“German POWs In Westminster”

Carroll County Times Article for 27 July 1997

By Jay A. Graybeal

During the summer of 1944, Carroll’s canneries found an unusual ally in harvesting the pea crop. German prisoners of war began working in nine local canneries that were shorthanded due to the war. The prisoner’s arrival was noted in the local press; the Democratic Advocate ran a front-page story under the headline “German Prisoners Harvesting Pea Crop” in the June 30, 1944 issue:

“More than 200 bronzed Nazi prisoners of war this week appeared in the fields of Carroll county, where under guard, they are harvesting crops for packing in the canneries around Westminster. Their presence here has caused comment. Although small boys hovered about one packed truckload to get a close-up view of former Nazi troops, and some girls looked them over from a distance, there has been some concern on the part of some adults over the presence of the aliens.This has been admitted even by men who are responsible for bringing the captive laborers here to relieve the farm manpower shortage.

Despite stories revolving around the possibility that the Nazis might escape from their guards, that they might spoil the crops which they handle, or cast “spells” or “hex” little children or farm animals, nothing has occurred to disturb the program of using captive labor to help the production of food.

According to G. F. Fowler, chairman of the Carroll County Canner’s Association committee which, arranged for the coming of the Nazis, much of the county pea crop will be saved from waste because of the work of the prisoners of war.

Besides the 200 Germans who are in the fields-and none is to be allowed to work inside the canneries-there are others already in the woods, operating a pulpwood-cutting project.

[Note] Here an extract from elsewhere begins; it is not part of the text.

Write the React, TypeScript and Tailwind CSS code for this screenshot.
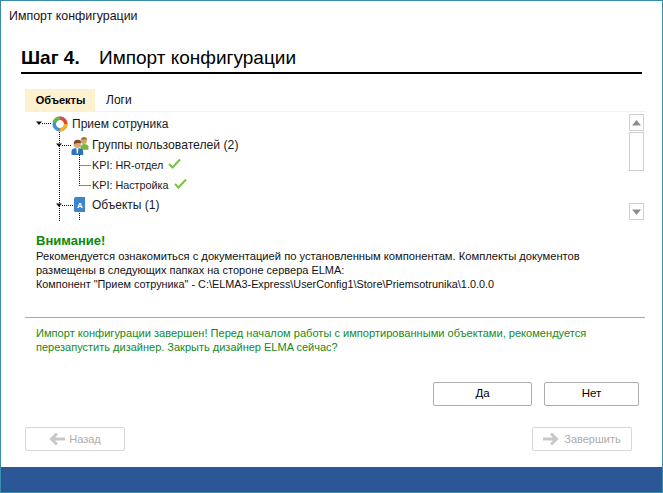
import { ReactNode } from "react";

// --- Tree icons ---

function RingIcon() {
  return (
    <svg width="16" height="16" viewBox="0 0 16 16">
      <circle cx="8" cy="8" r="5.8" fill="none" stroke="#4a90d9" strokeWidth="3.6" />
      <path d="M2.3 6.5A5.8 5.8 0 0 1 8 2.2" fill="none" stroke="#6cb33f" strokeWidth="3.6" />
      <path d="M8 2.2A5.8 5.8 0 0 1 13.7 8" fill="none" stroke="#e2492f" strokeWidth="3.6" />
      <path d="M13.7 8A5.8 5.8 0 0 1 8 13.8" fill="none" stroke="#f4b02e" strokeWidth="3.6" />
    </svg>
  );
}

function UsersIcon() {
  return (
    <svg width="18" height="18" viewBox="0 0 17 17">
      <circle cx="12" cy="3.500" r="3" fill="#d9a06b" />
      <path d="M9.500 3q.5-3 3-3t3 2.500q-3-1-6 .5z" fill="#8a7a3a" />
      <path d="M9 12V8.500Q10 6.500 12.500 6.500t4 2V12z" fill="#7cb342" />
      <circle cx="6" cy="7" r="3.300" fill="#e0a878" />
      <path d="M2.700 7q-.5-4.500 3.500-4.500T9.300 6Q6 5 2.700 7z" fill="#7a4a22" />
      <path d="M.5 17v-4q.5-2.500 5.500-2.500t5.500 2.500v4z" fill="#2f74b8" />
      <path d="M5 10.500h2l-.5 5h-1z" fill="#ffffff" />
    </svg>
  );
}

function BookIcon() {
  return (
    <svg width="11" height="16" viewBox="0 0 11 16">
      <path d="M1.500 0H11v15H1.500Q0 15 0 13.500V1.500Q0 0 1.500 0z" fill="#3f86c8" />
      <text x="6" y="11" fontSize="8" fontWeight="bold" textAnchor="middle" fill="#ffffff">A</text>
    </svg>
  );
}

function Check() {
  return (
    <svg width="13" height="11" viewBox="0 0 13 11">
      <path d="M1 6l3.500 3.500L12 1.500" fill="none" stroke="#7cc04b" strokeWidth="2" />
    </svg>
  );
}

function Arrow({ dir }: { dir: "left" | "right" }) {
  const d = dir === "left" ? "M16 7H3M8 1.500 2.500 7 8 12.500" : "M0 7h13M8 1.500 13.500 7 8 12.500";
  return (
    <svg width="16" height="14" viewBox="0 0 16 14">
      <path d={d} fill="none" stroke="#c8c8c8" strokeWidth="3" />
    </svg>
  );
}

// --- Tree rows ---

function TreeRow({
  left,
  height,
  icon,
  iconWidth,
  gap,
  children
}: {
  left: number;
  height: number;
  icon?: ReactNode;
  iconWidth?: number;
  gap?: number;
  children: ReactNode;
}) {
  return (
    <div className="flex items-center whitespace-nowrap text-[#1a1a1a]" style={{ paddingLeft: left, height }}>
      {icon && (
        <div className="flex justify-center" style={{ width: iconWidth, marginRight: gap }}>
          {icon}
        </div>
      )}
      {children}
    </div>
  );
}

function Connectors() {
  const dot = { stroke: "#111111", strokeDasharray: "1 1", strokeWidth: 1, fill: "none" };
  return (
    <svg className="absolute left-0 top-0" width="120" height="109" viewBox="0 0 120 109">
      <path d="M17 11.500H27" {...dot} />
      <path d="M34.500 18V109" {...dot} />
      <path d="M37 33.500H47" {...dot} />
      <path d="M37 93.500H49" {...dot} />
      <path d="M54.500 41V73.500M54.500 53.500H66M54.500 73.500H66" {...dot} />
      <path d="M54.500 101V109" {...dot} />
      {/* expander triangles */}
      <path d="M11 9.500h6l-3 3.500zM31 31.500h6l-3 3.500zM31 91.500h6l-3 3.500z" fill="#111111" />
    </svg>
  );
}

function ScrollButton({ up }: { up: boolean }) {
  return (
    <div className="flex h-[17px] w-[15px] items-center justify-center border border-[#d0d0d0] bg-white">
      <svg width="9" height="6" viewBox="0 0 9 6">
        <path d={up ? "M4.500 0 9 5.500H0z" : "M0 .5h9L4.500 6z"} fill="#8c8c8c" />
      </svg>
    </div>
  );
}

function DialogButton({ label, width }: { label: string; width: string }) {
  return (
    <div className={`flex h-[24px] items-center justify-center rounded-[2px] border border-[#adadad] bg-white text-[11.500px] text-black ${width}`}>
      {label}
    </div>
  );
}

export default function App() {
  return (
    <div className="flex h-[493px] w-[663px] flex-col overflow-hidden border border-[#3a8cab] bg-white font-['Liberation_Sans',sans-serif]">
      {/* Title bar */}
      <div className="h-[29px] pl-[8px] pt-[8px] text-[12.400px] leading-[14px] text-[#1a1020]">Импорт конфигурации</div>

      {/* Heading */}
      <div className="mx-[20px] mt-[15px] flex h-[29px] items-center border-b-[2px] border-black pb-[3px] text-[19px] leading-[21px] text-black">
        <span className="w-[78px] font-bold">Шаг 4.</span>
        <span>Импорт конфигурации</span>
      </div>

      {/* Tabs */}
      <div className="ml-[24px] mr-[16px] mt-[15px] flex h-[23px] border-b border-[#eef2fa] text-[12px]">
        <div className="flex h-[22px] w-[70px] items-center justify-center bg-[#fdf1d0] pl-[1px] text-[11px] font-bold text-black">Объекты</div>
        <div className="flex h-[22px] items-center pl-[11px] text-[#111111]">Логи</div>
      </div>

      {/* Tree with scroll bar */}
      <div className="relative ml-[24px] mr-[18px] flex h-[109px] overflow-hidden text-[12px]">
        <Connectors />
        <div className="relative flex-1">
          <TreeRow left={26} height={23} icon={<RingIcon />} iconWidth={17} gap={4}>
            <span>Прием сотруника</span>
          </TreeRow>
          <TreeRow left={46} height={21} icon={<UsersIcon />} iconWidth={18} gap={3}>
            <span className="text-[12.200px]">Группы пользователей (2)</span>
          </TreeRow>
          <TreeRow left={67} height={19}>
            <span className="text-[10.800px]">KPI: HR-отдел</span>
            <span className="ml-[5px] -mt-[4px] flex"><Check /></span>
          </TreeRow>
          <TreeRow left={67} height={20}>
            <span className="text-[10.800px]">KPI: Настройка</span>
            <span className="ml-[5px] -mt-[4px] flex"><Check /></span>
          </TreeRow>
          <TreeRow left={46} height={20} icon={<BookIcon />} iconWidth={16} gap={5}>
            <span>Объекты (1)</span>
          </TreeRow>
        </div>
        <div className="flex w-[15px] flex-col pt-[2px]">
          <ScrollButton up />
          <div className="mt-[1px] h-[39px] w-[15px] border border-[#d0d0d0]" />
          <div className="mt-[32px]">
            <ScrollButton up={false} />
          </div>
        </div>
      </div>

      {/* Notice */}
      <div className="ml-[35px] mt-[11px] h-[85px] text-[11px] leading-[14px] text-[#111111]">
        <div className="text-[13px] font-bold leading-[17px] text-[#0a8a0a]">Внимание!</div>
        <div className="text-[11.200px]">Рекомендуется ознакомиться с документацией по установленным компонентам. Комплекты документов</div>
        <div>размещены в следующих папках на стороне сервера ELMA:</div>
        <div className="text-[10.850px]">Компонент "Прием сотруника" - C:\ELMA3-Express\UserConfig1\Store\Priemsotrunika\1.0.0.0</div>
      </div>

      <div className="ml-[24px] mr-[17px] h-px bg-[#a9a9a9]" />

      <div className="ml-[35px] mt-[8px] h-[56px] text-[11px] leading-[14px] text-[#15891a]">
        <div className="text-[11.080px]">Импорт конфигурации завершен! Перед началом работы с импортированными объектами, рекомендуется</div>
        <div>перезапустить дизайнер. Закрыть дизайнер ELMA сейчас?</div>
      </div>

      {/* Answer buttons */}
      <div className="ml-[432px] flex gap-[12px]">
        <DialogButton label="Да" width="w-[99px]" />
        <DialogButton label="Нет" width="w-[95px]" />
      </div>

      {/* Wizard navigation */}
      <div className="ml-[24px] mr-[30px] mt-[21px] flex justify-between">
        <div className="flex h-[24px] w-[100px] items-center justify-center gap-[4px] rounded-[2px] border border-[#d8d8d8] text-[11px] text-[#adadad]">
          <Arrow dir="left" />
          <span>Назад</span>
        </div>
        <div className="flex h-[24px] w-[100px] items-center justify-center gap-[5px] rounded-[2px] border border-[#d8d8d8] text-[11px] text-[#adadad]">
          <Arrow dir="right" />
          <span>Завершить</span>
        </div>
      </div>

      {/* Footer */}
      <div className="mt-auto h-[25px] bg-[#2b5797]" />
    </div>
  );
}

Later, all the prisoners may be used to handle grain crops, as well as other packing-house crops, such as tomatoes, corn and spinach. After that, should their use in agriculture prove satisfactory, it is reported they may be hired out to do all kinds of utility jobs on farms.

Capt. Dewey Taylor, commandant of the prison camp, is a mild-mannered Kentuckian, who has served 15 years in the regular army. After the First World War, he was a member of the Army of Occupation in Germany, where he said, he learned a great deal about the character of the Teuton peoples.

He praised the cooperation of his charges, and the manner in which they had conducted themselves, at their labors and in the stockade. They have shown a desire to carry out orders under their own interpretation, however he said, but were amenable of discipline.

At their work in the fields, they held together in their own groups, laughing now and then among themselves. Most of them at the Carroll county camp are registered as experienced farmhands, according to Captain Taylor, and the way they handle farm implements, illustrates their agricultural skill.

Most of their work has consisted of loading the cut-pea vines onto trucks or wagons, driven by American farmhands, or unloading the vehicles at the county’s nine canneries using prisoner help.

The prisoners receive 80 cents a day, in accordance with the terms of the Geneva conference on war prisoners. The farmers pay the Government the prevailing wage for farm help.”

Despite the concerns that the prisoners might be dangerous, their stay in Carroll County was without incident. In fact, some local farmers made friends with the workers and at least one still corresponds with the former POWs. Given their agrarian backgrounds is not surprising that they found enough in common to establish friendships amid wartime.
Photo caption: Cannery workers stack cannery by-product for winter cattle feed in this pre-World War II photograph. German prisoners of war began working in the local canneries during the summer of 1944. Historical Society of Carroll County, Legacy of the Land Collection, 1983.